The Philomath School District's survey for teachers, students and parents uses the CASE framework to evaluate four areas.

The Philomath School District plans to issue surveys to teachers, students and parents from Oct. 10-24 to try to create a complete picture of technology use for learning both in the classroom and at home.

Rob Singleton, the district’s director of instructional technology, said the surveys will be for teachers, students and parents in grades 3-12. The school district will analyze the results to provide targeted services, programs and professional development based on identified needs.

“We need to be able to prepare our students with 21st-century skills that can prepare them for college, training or work because that’s what the future is,” Singleton said. “We need to be able to be more strategic about how we go about that. By that, I mean we need to know where our strengths are and where the gaps are in both our teachers’ understanding and our students’ understanding of where their skills are — not just want they think they know but what they really need to know to be proficient and savvy and safe with all of these tools that we can provide and we use and what they might use.”

The district is conducting the surveys through BrightBytes Technology and Learning, a company that specializes in gathering targeted information through the use of what it identifies as its CASE framework. CASE is an acronym for four areas of evaluation — classroom, access, skills and environment.

Singleton estimated that the survey will take parents five to seven minutes to complete.

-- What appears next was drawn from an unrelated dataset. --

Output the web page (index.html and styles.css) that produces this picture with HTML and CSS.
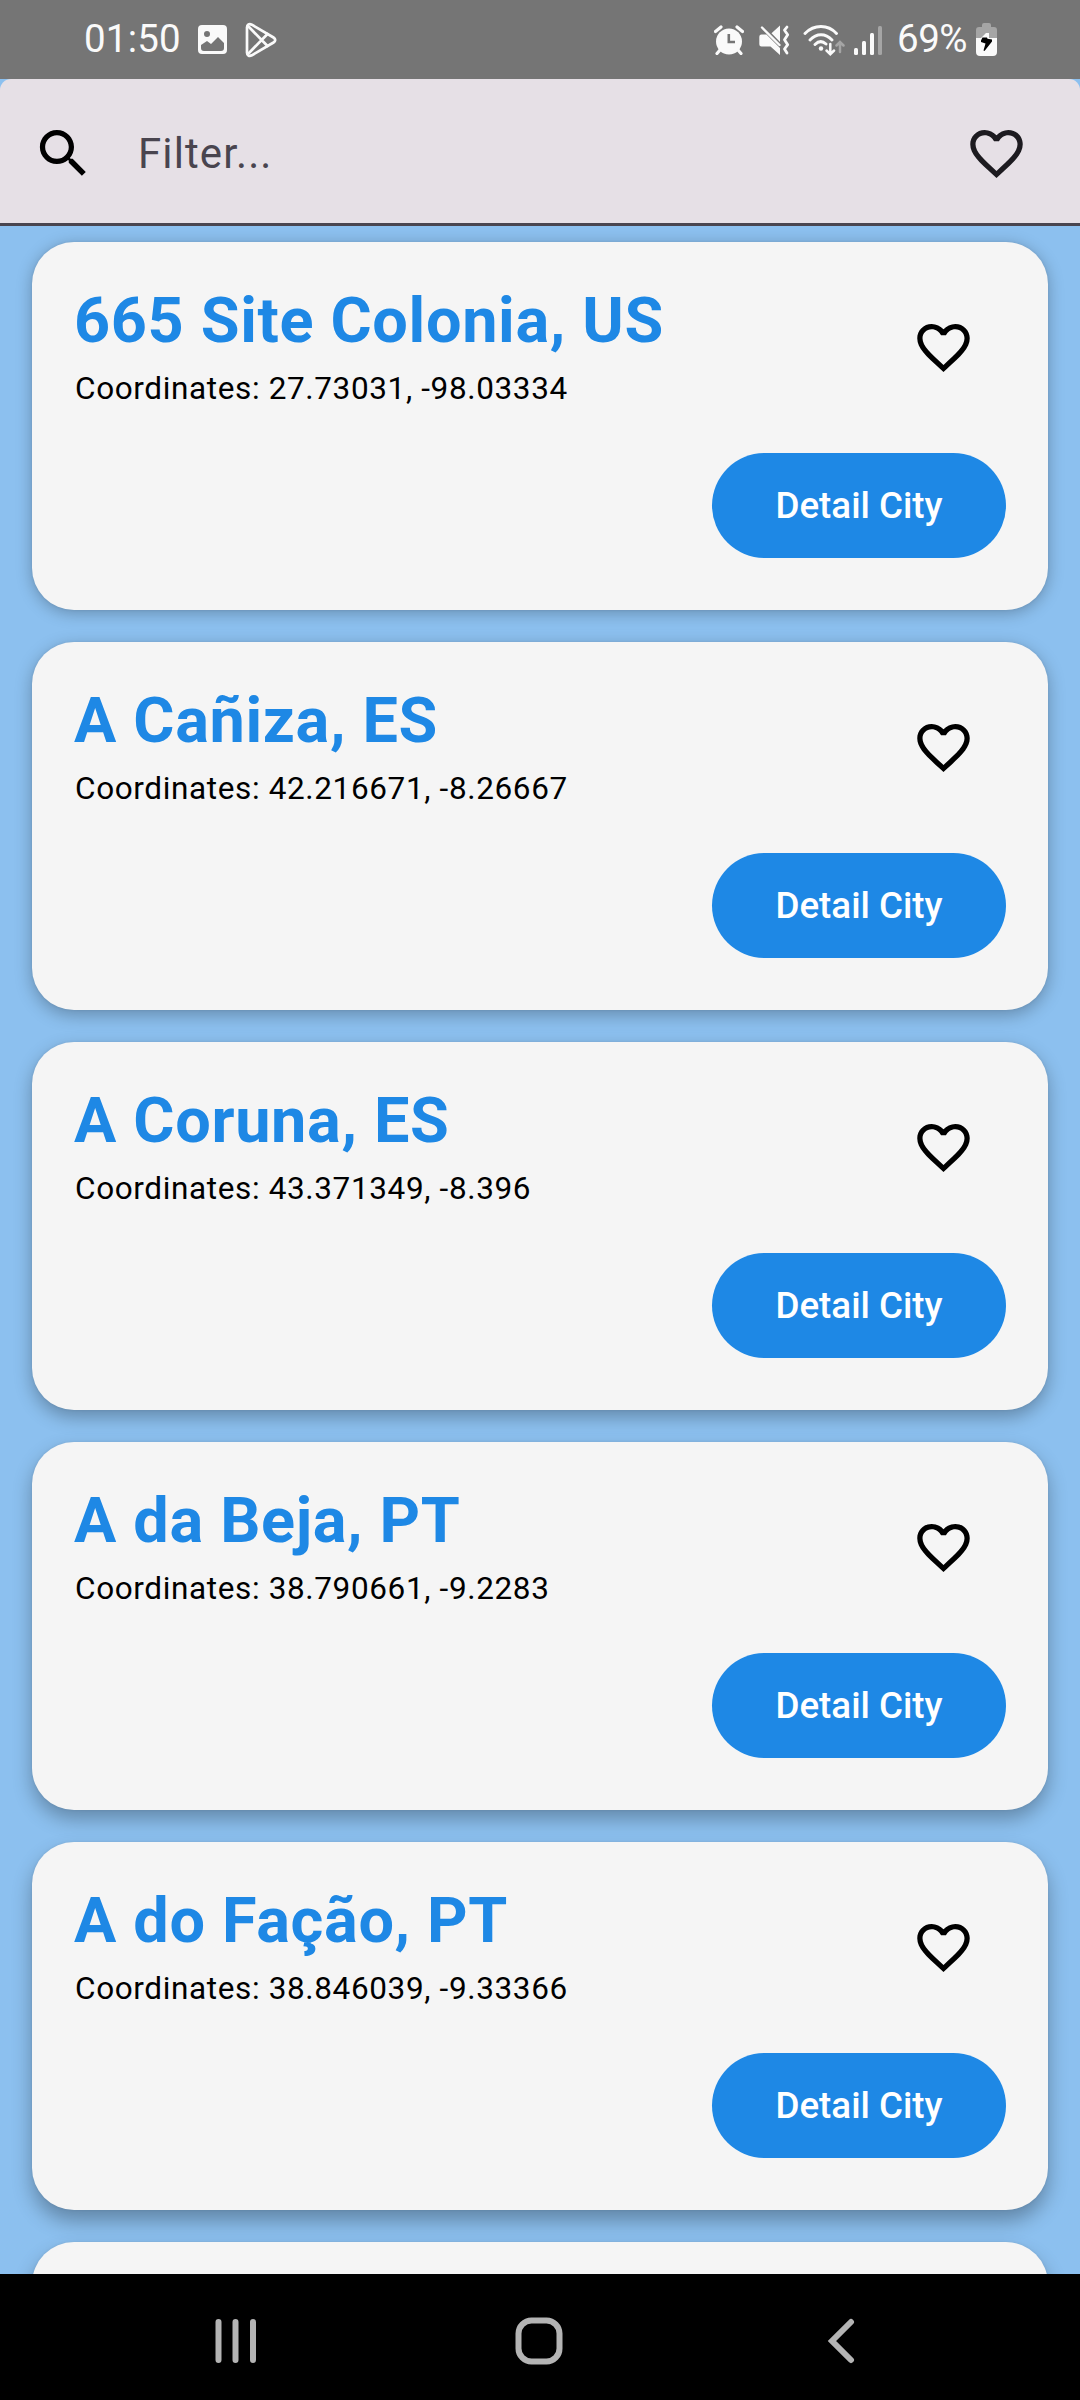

“We’re trying to get an idea of what kind of access they have to the internet,” he said. “We think that we might know that all of our kids carry around this little mini computer (cellphone) but that may not be the case and we might be sending digital homework and expecting all of our students to be able to do it through online access or even interfacing with their teacher online … Some of them may not be able to do so; we really don’t have a sense, we haven’t measured that in the community.”

The parent component of the three-pronged survey will serve an important purpose.

“We really want our parents to be part of the solution that we’re trying to come up with and be able to give us feedback about internet usage, access to a device, all of the things that they might need to have access to be successful,” Singleton said.

The teaching component is a big part of the information-gathering effort as Singleton and instructional support staff Jennifer Kessel learn about what they need to focus on to help support educators.

“It’s not like we’re putting a computer down and walking way — not that they did that before, but Jennifer and I throughout this year are going to be meeting with teachers about what are your goals for this lesson and what kind of support can we provide you in the classroom as you try a new technology tool for your kids that might enhance the learning that goes on?” Singleton said. “It doesn’t replace good teaching and the lessons and all of that, but it can add more differentiation so some students will be working at different paces with different content and we want to be in the classroom and supporting those teachers as they’re trying new things with technology.”

Singleton said the surveys all tie into three pillars that the district is focused on — RTI (Response to Intervention), AVID (Achievement Via Individual Determination) and social-emotional learning.